I don’t really understand why this high unemployment rate doesn’t seem to bother more people. I don’t hear market economists talking about it, or business journalists. I don’t hear business lobby groups doing so. The libertarian economist Bryan Caplan wrote a nice piece a couple of years ago about the grave evil of unemployment, and the way that people on the right tended not to take the problem seriously. But curiously, I also don’t hear the political Opposition talking much, or with much intensity, about unemployment.

And, as I’ve noted before, I really wonder what the Governor says to the unemployed people when he runs into them? How does he justify the Bank having run monetary policy in ways that delivered years of above-trend unemployment, scarring permanently the prospects for some of the people concerned. Mistakes happen, but the minimally decent thing to do is to acknowledge them and apologise. And how does he justify not adopting a more aggressive policy now, a stance that might get more of the unemployed back to work sooner?  The Chief Economist gave us a little lecture about the neutral interest rate having fallen 3 basis points a quarter for the last decade, but whatever neutral is –  and no one knows –  there is no sign that keeping medium-term trend inflation near 2 per cent requires an OCR as high as it is now.

I was encouraged by one aspect of the Governor’s press conference. He seems to be becoming slowly more uneasy about the situation in China. In answer to one question he uttered the dreaded d word – deflation, observing that if there was a substantial depreciation of the yuan that would export deflation around the world. He actually sounded worried. Given that almost every emerging market currency has depreciated markedly against the USD in the last 12 months or so, and that the Chinese are rapidly running through their foreign reserves, he probably should be worried. But if he is worried, he should be doing some preparation, focusing on keeping inflation expectations up, and on removing the obstacle that the near-zero lower bound poses for monetary policy. We still have some way to go to get to zero, but that space is steadily diminishing, and if the Bank’s Statement of Intent is any guide, he is doing nothing pre-emptive about managing the risk.

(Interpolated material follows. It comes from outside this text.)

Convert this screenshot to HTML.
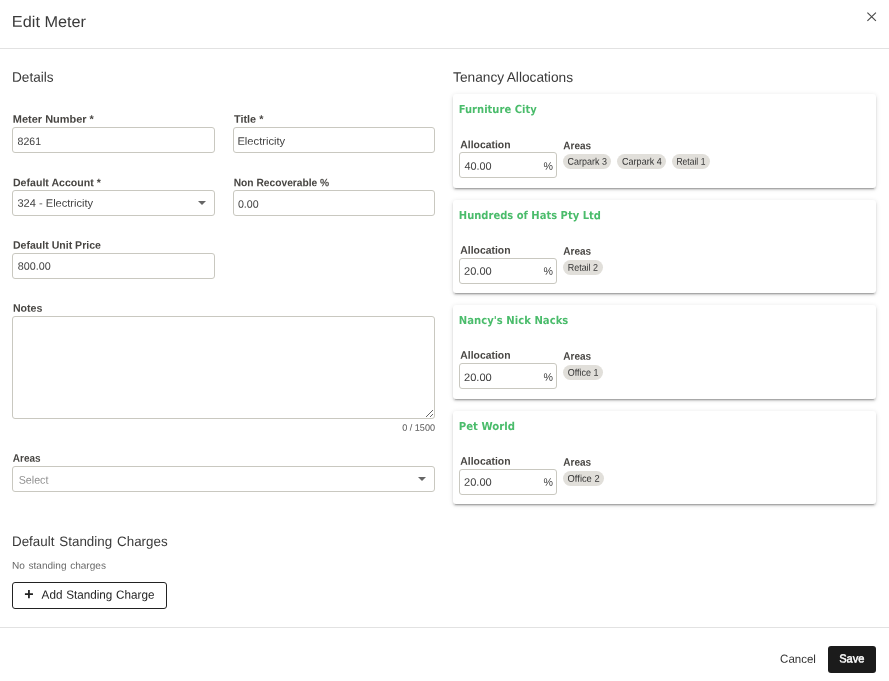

I wonder how the Bank’s Board and the Minister of Finance feel about this Monetary Policy Statement. Is the Minister yet asking for advice from the Board and/or Treasury on just what is going on?

The Governor on goverance

I will have some thoughts on the Monetary Policy Statement itself later, but I wanted to comment briefly on the answer Graeme Wheeler gave to a question at the press conference.

Jenny Ruth from NBR asked him whether he thought the governance model for the Reserve Bank should be changed.  He simply never answered the question.

Instead, he gave a fairly long description of the current system, although only as it applies to quarterly Monetary Policy Statement decisions.  He suggested that people were misunderstanding the current system, but as he described it, it is all very well known.   The process starts with several days of meetings with lots of staff in attendance.  Then a Monetary Policy Committee, apparently now with 12 members including the two external participants, offers advice on the appropriate OCR decision.  The Governor now makes his final decision on the OCR in a meeting of the Governing Committee (himself, his two deputy governors and the assistant governor).  He added that for the last decade there has not been an occasion when the Governor made an OCR decision that went against the advice of the majority of his advisers.    That is no doubt true (I was on the relevant committee for most of the time), although there were several episodes in earlier years when the Governor went against the majority of his advisers (and on at least one of those occasions was right to do so).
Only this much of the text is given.